According the documentation:

> void uv_close(uv_handle_t 
> <http://docs.libuv.org/en/v1.x/handle.html#c.uv_handle_t>** handle*, 
> uv_close_cb <http://docs.libuv.org/en/v1.x/handle.html#c.uv_close_cb>
> * close_cb*)
>
> Request handle to be closed. close_cb will be called asynchronously after 
> this call. This MUST be called on each handle before memory is released. 
> Moreover, the memory can only be released in close_cb or after it has 
> returned.
>
> Handles that wrap file descriptors are closed immediately but close_cb 
> will still be deferred to the next iteration of the event loop.
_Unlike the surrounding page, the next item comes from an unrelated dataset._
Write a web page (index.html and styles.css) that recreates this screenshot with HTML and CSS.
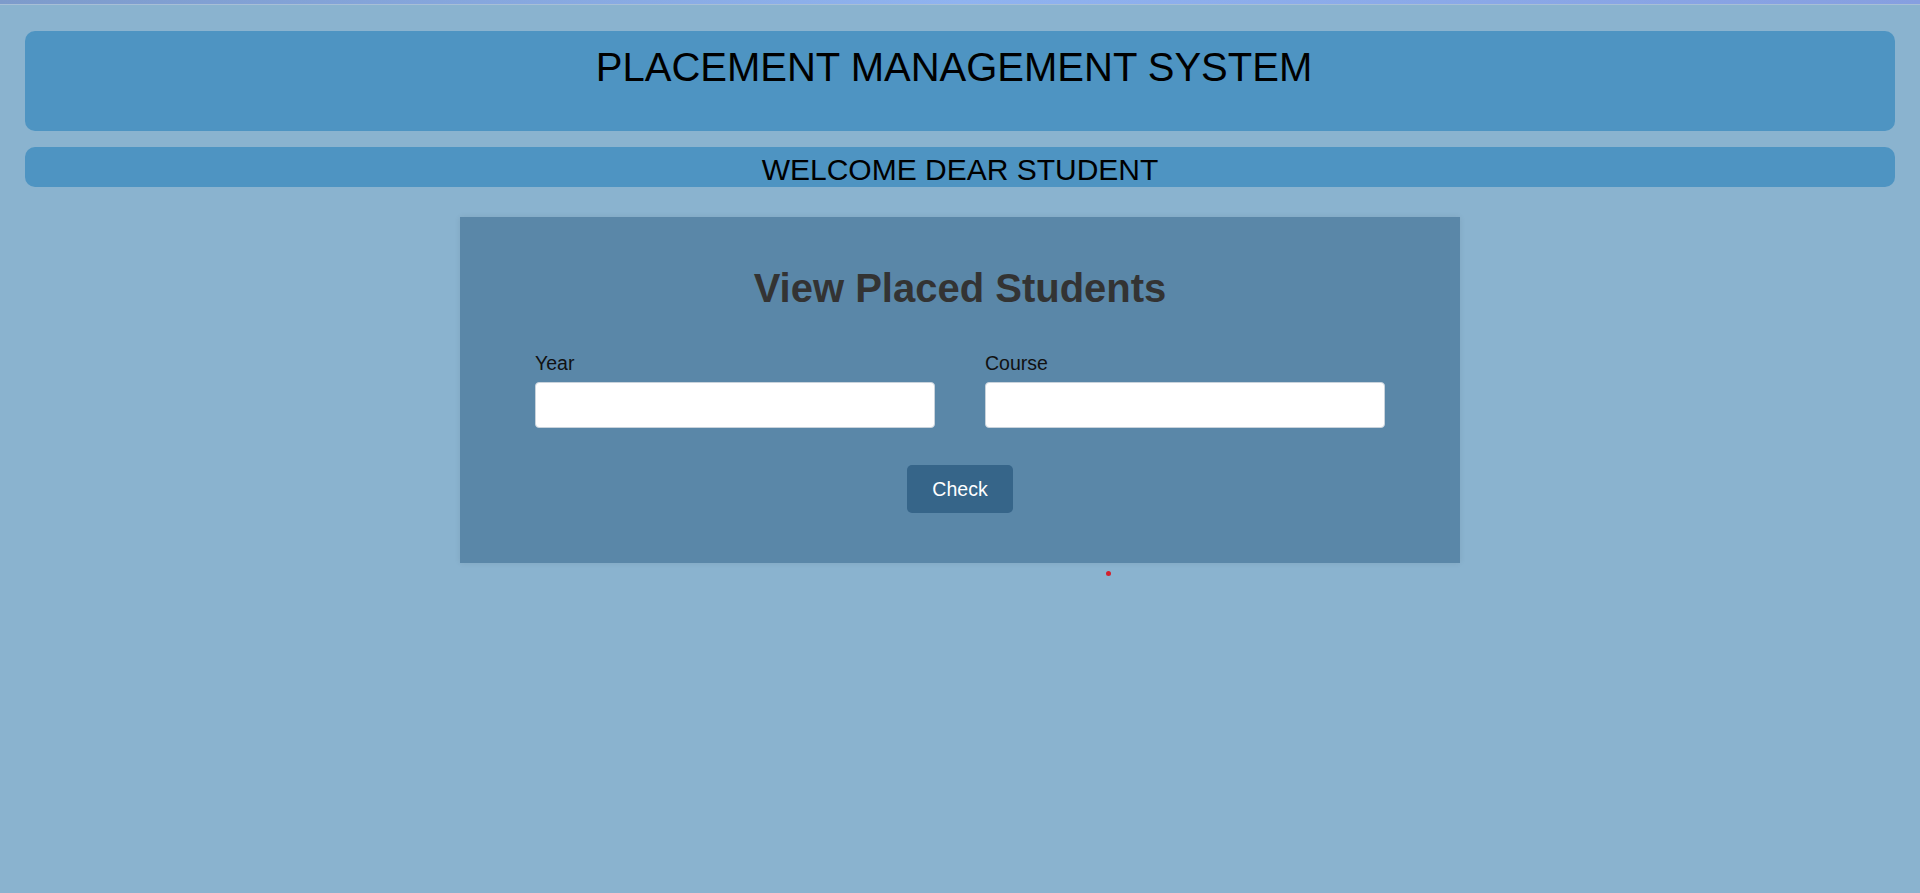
FILE: index.html
```html
<!DOCTYPE html>
<html lang="en">
<head>
<meta charset="utf-8">
<title>Placement Management System</title>
<link rel="stylesheet" href="styles.css">
</head>
<body>
<div class="topbar"></div>
<div class="page">
  <header class="banner">
    <h1 class="banner-title">PLACEMENT MANAGEMENT SYSTEM</h1>
  </header>
  <div class="welcome">WELCOME DEAR STUDENT</div>
  <main class="card">
    <h2 class="card-title">View Placed Students</h2>
    <form class="form">
      <div class="fields">
        <div class="field">
          <label class="label" for="year">Year</label>
          <input class="input" id="year" type="text">
        </div>
        <div class="field">
          <label class="label" for="course">Course</label>
          <input class="input" id="course" type="text">
        </div>
      </div>
      <div class="actions">
        <button class="btn" type="button">Check</button>
      </div>
    </form>
  </main>
  <span class="dot"></span>
</div>
</body>
</html>
```
FILE: styles.css
```css
html, body {
  margin: 0;
  padding: 0;
}
body {
  background: #8ab3cf;
  font-family: "Liberation Sans", Arial, sans-serif;
  min-height: 893px;
}
.topbar {
  height: 4px;
  background: linear-gradient(90deg, #7d9bcb 0%, #8fb3f0 50%, #869fe0 100%);
  border-bottom: 1px solid #a7bfd6;
}
.page {
  position: relative;
  padding: 26px 25px 0;
}
.banner {
  box-sizing: border-box;
  height: 100px;
  background: #4e94c2;
  border-radius: 10px;
  padding-top: 13px;
}
.banner-title {
  margin: 0;
  font-weight: normal;
  font-size: 40px;
  line-height: 46px;
  color: #000;
  text-align: center;
  padding-right: 12px;
}
.welcome {
  box-sizing: border-box;
  margin-top: 16px;
  height: 40px;
  background: #4e94c2;
  border-radius: 10px;
  padding-top: 6px;
  font-size: 30px;
  line-height: 34px;
  color: #000;
  text-align: center;
}
.card {
  box-sizing: border-box;
  display: block;
  width: 1000px;
  margin: 30px auto 0;
  background: #5a87a8;
  box-shadow: 0 0 6px rgba(0, 0, 0, 0.08);
  padding: 48px 75px 50px;
}
.card-title {
  margin: 0;
  font-size: 40px;
  line-height: 46px;
  font-weight: bold;
  color: #333;
  text-align: center;
}
.form {
  margin: 42px 0 0;
}
.fields {
  display: flex;
  gap: 50px;
}
.field {
  flex: 1;
  display: flex;
  flex-direction: column;
}
.label {
  font-size: 19.5px;
  line-height: 21px;
  color: #111;
  margin-bottom: 8px;
}
.input {
  box-sizing: border-box;
  height: 46px;
  width: 100%;
  border: 1px solid #c9d3dc;
  border-radius: 4px;
  background: #fff;
  margin: 0;
}
.actions {
  display: flex;
  justify-content: center;
  margin-top: 37px;
}
.btn {
  box-sizing: border-box;
  height: 48px;
  padding: 0 25px;
  border: none;
  border-radius: 5px;
  background: #366589;
  color: #fff;
  font-family: "Liberation Sans", Arial, sans-serif;
  font-size: 19.5px;
}
.dot {
  position: absolute;
  left: 1106px;
  top: 566px;
  width: 5px;
  height: 5px;
  border-radius: 50%;
  background: #d3202c;
}
```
It gives 
> you a chance to free up any resources associated with the handle.
>

but I've seen a lot of C ++ examples where uv_tcp_init() is placed in the 
class constructor and uv_close() in the class destructor, which leaves me a 
bit confused, if this RAII approach is introducing a problem, or is taking 
advantage that the socket is a file descriptor, so the closing of this kind 
of  handles are closed when invoking uv_close.

I'm trying to understand how to correctly create classes and instantiate 
and destroy objects that internally manage uv_handle_t with their 
asynchronous approach.
Thanks!

Thanks.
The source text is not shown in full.